South Sound wins when doors open to free trade

An employee uses a router as she works in the custom door woodshop at the Northwest Door plant in Frederickson. The local company exports its products to countries including Australia, New Zealand and Japan.
An employee uses a router as she works in the custom door woodshop at the Northwest Door plant in Frederickson. The local company exports its products to countries including Australia, New Zealand and Japan. News Tribune file photo, 2006

The benefits of free trade to our economy are proven and easily seen: small business expansion, job growth, wage increases, lower consumer prices and an overall strengthening of the economy. But the overwhelming benefits of trade can also be tracked through the stories of businesses that call Washington home.

Take, for example, the humble beginnings of Pierce County’s family-owned Northwest Door.

What started in 1946 as a local garage installation company has grown to become one of the nation’s leading garage-door manufacturing businesses, employing almost 300 workers and exporting products to places including Australia, New Zealand and Japan. With a strong international demand for well-made garage doors, especially those with a “Made in America” tag, the possibilities for this Pierce County company are endless.

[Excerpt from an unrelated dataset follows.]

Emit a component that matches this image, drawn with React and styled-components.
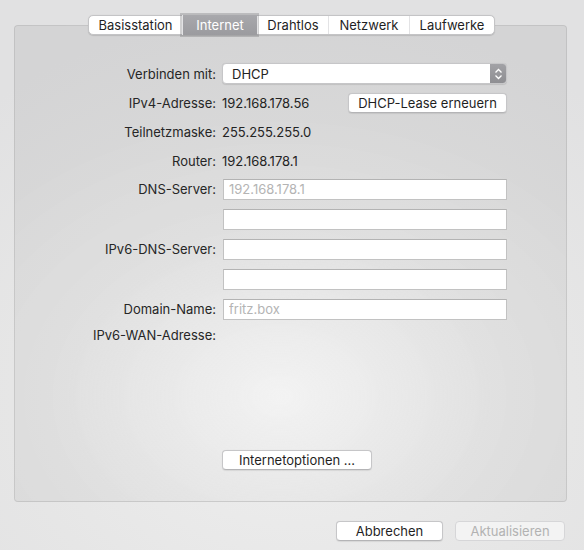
import styled, { createGlobalStyle } from "styled-components";

const GlobalStyle = createGlobalStyle`
    html, body {
        margin: 0;
        padding: 0;
    }

    body {
        font-family: Inter, "Noto Sans", "DejaVu Sans", sans-serif;
        font-size: 13px;
        color: #232323;
        -webkit-font-smoothing: antialiased;
    }
`;

const tabs = [
    { name: "Basisstation", w: 93 },
    { name: "Internet", w: 75, active: true },
    { name: "Drahtlos", w: 71 },
    { name: "Netzwerk", w: 81 },
    { name: "Laufwerke", w: 85 }
];

const Chevrons = () => (
    <svg width="9" height="12" viewBox="0 0 9 12">
        <path d="M1.5 4.5 L4.5 1.5 L7.5 4.5" fill="none" stroke="#fff" strokeWidth="1.3" />
        <path d="M1.5 7.5 L4.5 10.5 L7.5 7.5" fill="none" stroke="#fff" strokeWidth="1.3" />
    </svg>
);

const App = () => {
    return (
        <Window>
            <GlobalStyle />
            <TabBar>
                {tabs.map((tab) => (
                    <Tab key={tab.name} $w={tab.w} $active={tab.active}>
                        {tab.name}
                    </Tab>
                ))}
            </TabBar>
            <Panel>
                <Row $h={31}>
                    <Label>Verbinden mit:</Label>
                    <Popup>
                        <PopupText>DHCP</PopupText>
                        <Stepper>
                            <Chevrons />
                        </Stepper>
                    </Popup>
                </Row>
                <Row $h={28}>
                    <Label>IPv4-Adresse:</Label>
                    <Value>
                        <span>192.168.178.56</span>
                        <Button $w={159}>DHCP-Lease erneuern</Button>
                    </Value>
                </Row>
                <Row $h={30}>
                    <Label>Teilnetzmaske:</Label>
                    <Value>255.255.255.0</Value>
                </Row>
                <Row $h={27}>
                    <Label>Router:</Label>
                    <Value>192.168.178.1</Value>
                </Row>
                <Row>
                    <Label>DNS-Server:</Label>
                    <Field placeholder="192.168.178.1" />
                </Row>
                <Row>
                    <Label />
                    <Field />
                </Row>
                <Row>
                    <Label>IPv6-DNS-Server:</Label>
                    <Field />
                </Row>
                <Row>
                    <Label />
                    <Field />
                </Row>
                <Row>
                    <Label>Domain-Name:</Label>
                    <Field placeholder="fritz.box" />
                </Row>
                <Row $h={22}>
                    <Label>IPv6-WAN-Adresse:</Label>
                </Row>
                <BottomRow>
                    <Label />
                    <Button $w={150}>Internetoptionen ...</Button>
                </BottomRow>
            </Panel>
            <Footer>
                <Button $w={107}>Abbrechen</Button>
                <Button $w={110} disabled>Aktualisieren</Button>
            </Footer>
        </Window>
    );
};

export default App;

const Window = styled.div`
    width: 584px;
    height: 550px;
    box-sizing: border-box;
    padding-top: 15px;
    display: flex;
    flex-direction: column;
    background: radial-gradient(ellipse 80% 70% at 50% 72%, #efefef 0%, #e6e6e6 60%, #e1e1e2 100%);
    overflow: hidden;
`;

const TabBar = styled.div`
    align-self: flex-start;
    margin-left: 88px;
    height: 20px;
    display: flex;
    position: relative;
    z-index: 1;
    background: #fff;
    border: 1px solid #c4c4c6;
    border-radius: 5px;
    box-sizing: border-box;
    box-shadow: 0 0.5px 1px rgba(0, 0, 0, 0.12);
`;

const Tab = styled.div`
    width: ${({ $w }) => $w}px;
    display: flex;
    align-items: center;
    justify-content: center;
    box-sizing: border-box;
    color: ${({ $active }) => ($active ? "#fff" : "#1f1f1f")};
    background: ${({ $active }) => ($active ? "linear-gradient(#a8a8ac, #9b9b9f)" : "transparent")};
    box-shadow: ${({ $active }) => ($active ? "0 0 0 2px rgba(120, 120, 124, 0.35)" : "none")};
    margin: ${({ $active }) => ($active ? "-1px 0" : "0")};

    & + & {
        border-left: ${({ $active }) => ($active ? "none" : "1px solid #e3e3e5")};
    }
`;

const Panel = styled.div`
    margin: -10px 17px 0 14px;
    height: 477px;
    box-sizing: border-box;
    padding: 32px 0 31px;
    display: flex;
    flex-direction: column;
    border: 1px solid rgba(0, 0, 0, 0.09);
    border-radius: 4px;
    background: radial-gradient(ellipse 70% 60% at 48% 78%, rgba(255, 255, 255, 0.25) 0%, rgba(0, 0, 0, 0.03) 55%, rgba(0, 0, 0, 0.055) 100%);
`;

const Row = styled.div`
    height: ${({ $h }) => $h || 30}px;
    display: grid;
    grid-template-columns: 201px 285px;
    column-gap: 6px;
    align-items: center;
`;

const BottomRow = styled(Row)`
    margin-top: auto;
    height: 20px;
`;

const Label = styled.div`
    text-align: right;
    white-space: nowrap;
    color: #262626;
`;

const Value = styled.div`
    display: flex;
    align-items: center;
    justify-content: space-between;
    white-space: nowrap;
`;

const Popup = styled.div`
    height: 21px;
    display: flex;
    align-items: stretch;
    box-sizing: border-box;
    background: #fff;
    border: 1px solid #c6c6c8;
    border-radius: 4px;
    overflow: hidden;
    box-shadow: 0 0.5px 1px rgba(0, 0, 0, 0.1);
`;

const PopupText = styled.div`
    flex: 1;
    display: flex;
    align-items: center;
    padding-left: 9px;
`;

const Stepper = styled.div`
    width: 16px;
    display: flex;
    align-items: center;
    justify-content: center;
    background: linear-gradient(#a2a2a6, #8e8e92);
`;

const Field = styled.input`
    width: 284px;
    height: 21px;
    margin-left: 1px;
    box-sizing: border-box;
    padding: 0 5px;
    font-family: inherit;
    font-size: 13px;
    color: #232323;
    background: #fff;
    border: 1px solid #c2c2c2;
    border-top-color: #b3b3b3;
    border-radius: 0;
    outline: none;

    &::placeholder {
        color: #b4b4b4;
    }
`;

const Button = styled.button`
    width: ${({ $w }) => $w}px;
    height: 20px;
    padding: 0;
    font-family: inherit;
    font-size: 13px;
    color: #1f1f1f;
    background: #fff;
    border: 1px solid #c6c6c8;
    border-bottom-color: #b4b4b6;
    border-radius: 4px;
    box-shadow: 0 0.5px 1px rgba(0, 0, 0, 0.08);

    &:disabled {
        color: #b2b2b2;
        background: #f3f3f3;
        border-color: #d6d6d8;
        box-shadow: none;
    }
`;

const Footer = styled.div`
    display: flex;
    justify-content: flex-end;
    gap: 12px;
    padding: 19px 19px 0 0;
`;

Like Northwest Door, America’s exporters – 98 percent of which are small businesses ̶ have discovered that consumers outside our borders are willing to pay for high-quality American-made goods and services. But the extent to which consumers abroad are willing to pay for even the finest American products has its limits. That is why strong trade agreements are critical for our job creators to remain competitive globally.

The connection between strong trade agreements and economic growth in the United States and Washington is simple, basic math. When we negotiate a trade agreement with a partner country, we break down tariffs and other barriers that country had in place to limit American businesses from reaching consumers inside its borders.

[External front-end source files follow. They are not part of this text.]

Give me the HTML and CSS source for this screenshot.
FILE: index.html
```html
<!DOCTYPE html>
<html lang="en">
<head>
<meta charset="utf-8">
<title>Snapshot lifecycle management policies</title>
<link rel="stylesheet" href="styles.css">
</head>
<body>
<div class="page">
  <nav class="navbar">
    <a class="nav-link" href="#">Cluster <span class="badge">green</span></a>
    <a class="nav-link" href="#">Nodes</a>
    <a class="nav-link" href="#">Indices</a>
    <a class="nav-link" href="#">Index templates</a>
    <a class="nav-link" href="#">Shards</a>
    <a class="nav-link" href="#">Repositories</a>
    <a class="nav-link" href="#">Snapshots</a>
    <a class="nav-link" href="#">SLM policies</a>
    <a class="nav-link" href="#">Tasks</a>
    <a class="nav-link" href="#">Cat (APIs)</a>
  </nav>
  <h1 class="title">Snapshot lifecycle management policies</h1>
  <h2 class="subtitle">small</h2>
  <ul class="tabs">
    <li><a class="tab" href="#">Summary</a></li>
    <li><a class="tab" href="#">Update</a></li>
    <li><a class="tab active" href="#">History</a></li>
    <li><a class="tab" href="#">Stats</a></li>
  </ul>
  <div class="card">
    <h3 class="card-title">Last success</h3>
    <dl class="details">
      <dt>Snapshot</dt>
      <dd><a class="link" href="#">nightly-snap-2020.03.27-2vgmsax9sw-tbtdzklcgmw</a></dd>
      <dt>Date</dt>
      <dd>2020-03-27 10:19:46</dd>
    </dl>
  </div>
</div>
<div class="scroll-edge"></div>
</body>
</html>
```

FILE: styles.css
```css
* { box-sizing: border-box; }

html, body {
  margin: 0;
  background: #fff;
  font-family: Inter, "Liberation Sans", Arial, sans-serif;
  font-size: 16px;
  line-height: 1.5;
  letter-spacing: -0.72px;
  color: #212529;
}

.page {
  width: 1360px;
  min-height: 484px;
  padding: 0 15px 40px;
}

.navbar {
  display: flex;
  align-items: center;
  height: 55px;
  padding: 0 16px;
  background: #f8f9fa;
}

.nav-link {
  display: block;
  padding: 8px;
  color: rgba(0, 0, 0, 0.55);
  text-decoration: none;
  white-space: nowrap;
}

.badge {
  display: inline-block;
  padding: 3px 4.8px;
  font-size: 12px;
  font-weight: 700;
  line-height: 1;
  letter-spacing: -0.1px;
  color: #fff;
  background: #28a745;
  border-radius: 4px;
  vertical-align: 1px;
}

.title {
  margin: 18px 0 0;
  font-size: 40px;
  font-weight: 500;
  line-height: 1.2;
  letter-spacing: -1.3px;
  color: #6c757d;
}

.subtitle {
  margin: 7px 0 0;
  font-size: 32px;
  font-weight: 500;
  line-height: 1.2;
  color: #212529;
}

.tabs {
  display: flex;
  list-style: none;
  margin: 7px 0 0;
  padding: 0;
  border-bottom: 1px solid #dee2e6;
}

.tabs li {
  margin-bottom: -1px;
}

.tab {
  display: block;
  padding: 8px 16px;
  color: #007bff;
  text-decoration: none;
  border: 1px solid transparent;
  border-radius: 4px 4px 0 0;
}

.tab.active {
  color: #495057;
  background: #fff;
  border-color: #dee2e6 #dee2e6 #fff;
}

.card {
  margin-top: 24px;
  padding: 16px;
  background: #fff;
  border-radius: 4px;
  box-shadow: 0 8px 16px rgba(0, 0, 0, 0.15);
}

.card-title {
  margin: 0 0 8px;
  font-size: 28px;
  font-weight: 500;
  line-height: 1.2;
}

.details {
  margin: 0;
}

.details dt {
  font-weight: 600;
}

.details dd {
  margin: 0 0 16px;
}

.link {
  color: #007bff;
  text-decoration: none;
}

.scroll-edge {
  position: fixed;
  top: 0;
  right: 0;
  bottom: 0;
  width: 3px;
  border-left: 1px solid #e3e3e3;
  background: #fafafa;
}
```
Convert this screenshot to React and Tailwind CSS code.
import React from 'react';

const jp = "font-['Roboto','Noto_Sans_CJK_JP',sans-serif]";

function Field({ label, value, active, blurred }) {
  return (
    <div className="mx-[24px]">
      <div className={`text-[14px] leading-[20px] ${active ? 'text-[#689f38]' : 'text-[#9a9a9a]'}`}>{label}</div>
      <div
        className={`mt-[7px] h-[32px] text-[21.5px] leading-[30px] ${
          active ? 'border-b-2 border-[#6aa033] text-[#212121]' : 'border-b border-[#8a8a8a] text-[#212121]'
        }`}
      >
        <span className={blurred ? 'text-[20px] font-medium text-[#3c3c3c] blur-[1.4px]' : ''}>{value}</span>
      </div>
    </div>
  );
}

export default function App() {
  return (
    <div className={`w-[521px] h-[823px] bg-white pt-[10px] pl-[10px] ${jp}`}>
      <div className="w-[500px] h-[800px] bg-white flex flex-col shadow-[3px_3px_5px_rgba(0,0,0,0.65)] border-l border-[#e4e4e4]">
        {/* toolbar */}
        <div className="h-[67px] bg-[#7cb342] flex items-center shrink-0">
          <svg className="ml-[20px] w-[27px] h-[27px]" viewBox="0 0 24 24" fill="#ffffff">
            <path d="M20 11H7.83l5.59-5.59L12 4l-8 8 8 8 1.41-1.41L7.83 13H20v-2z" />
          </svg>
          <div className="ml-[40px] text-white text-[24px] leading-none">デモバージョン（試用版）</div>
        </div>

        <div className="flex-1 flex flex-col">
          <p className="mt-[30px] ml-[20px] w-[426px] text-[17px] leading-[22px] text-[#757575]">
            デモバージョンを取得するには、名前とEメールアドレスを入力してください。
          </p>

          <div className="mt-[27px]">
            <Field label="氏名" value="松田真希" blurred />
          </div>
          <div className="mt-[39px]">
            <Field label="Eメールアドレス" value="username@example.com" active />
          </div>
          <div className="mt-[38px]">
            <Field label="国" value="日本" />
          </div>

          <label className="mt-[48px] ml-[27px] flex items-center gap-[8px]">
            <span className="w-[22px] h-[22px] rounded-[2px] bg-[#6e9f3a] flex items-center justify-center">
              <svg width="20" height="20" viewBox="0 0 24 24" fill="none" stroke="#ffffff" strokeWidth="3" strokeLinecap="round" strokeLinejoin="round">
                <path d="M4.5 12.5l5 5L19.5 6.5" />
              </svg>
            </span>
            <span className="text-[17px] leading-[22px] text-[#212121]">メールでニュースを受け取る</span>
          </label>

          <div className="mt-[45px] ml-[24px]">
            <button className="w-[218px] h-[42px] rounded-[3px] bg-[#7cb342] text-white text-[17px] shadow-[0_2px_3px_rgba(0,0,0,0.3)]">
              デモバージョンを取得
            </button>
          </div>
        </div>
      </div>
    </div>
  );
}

That was the case when we negotiated a trade agreement with South Korea. Prior to that agreement, U.S. cherry growers faced a 24-percent tariff when they sold their cherries in Korea, but our agreement eliminated this tariff. In the year after the agreement took effect, our cherry exports to Korea nearly doubled and have continued to grow, making Korea our third-largest market for cherries.

We have many more successes. Tacoma-based Brown & Haley was founded in 1912. Its products may now be found in more than 60 countries. With 40 percent of the company’s revenue coming from exports, trade is critical to its success. And because of our trade agreements with Korea and Colombia, Brown & Haley has been able to sell more of its legendary Almond Roca in both countries.

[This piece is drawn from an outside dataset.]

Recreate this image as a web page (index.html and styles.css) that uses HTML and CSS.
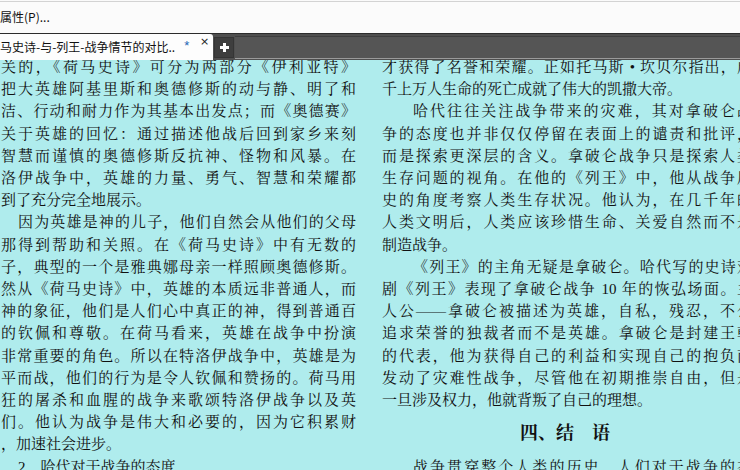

These are just two examples of how trade agreements result in more jobs and more revenue here at home.

It is not only American workers and families who recognize trade is the key to succeeding in the 21st Century economy. Our competitors across the globe are tapping into foreign markets, too, and are negotiating trade agreements with or without us.

If we fail to implement such agreements while our competitors race ahead to aggressively knock down trade barriers and increase their market share, we will lose our competitive edge as costs go up and opportunities drop. Trade agreements also give us tools to enforce our rights and make sure trading partners live up to their obligations.

The best way to help our companies create new jobs and grow is by removing burdensome tariffs and opening new markets, allowing us to design and create more products in Washington, compete on a global scale, establish our standards abroad and bring home more profits.

American workers, businesses and producers create and provide the best products and services in the world. Don’t we want to give them the opportunity to sell in markets around the globe? When we knock down barriers for our exporters, they always compete and win.

This is why we need to get trade agreements like the Trans-Pacific Partnership across the finish line. This agreement we negotiated with 11 countries in the Pacific Rim holds great promise for our country, and I am committed to working with the president and my colleagues to ensure the TPP is the best agreement possible and ultimately has the support of Congress.

U.S. Rep. Dave Reichert, R-Auburn, represents Washington’s 8th District in Congress. He is chairman of the Ways & Means Subcommittee on Trade.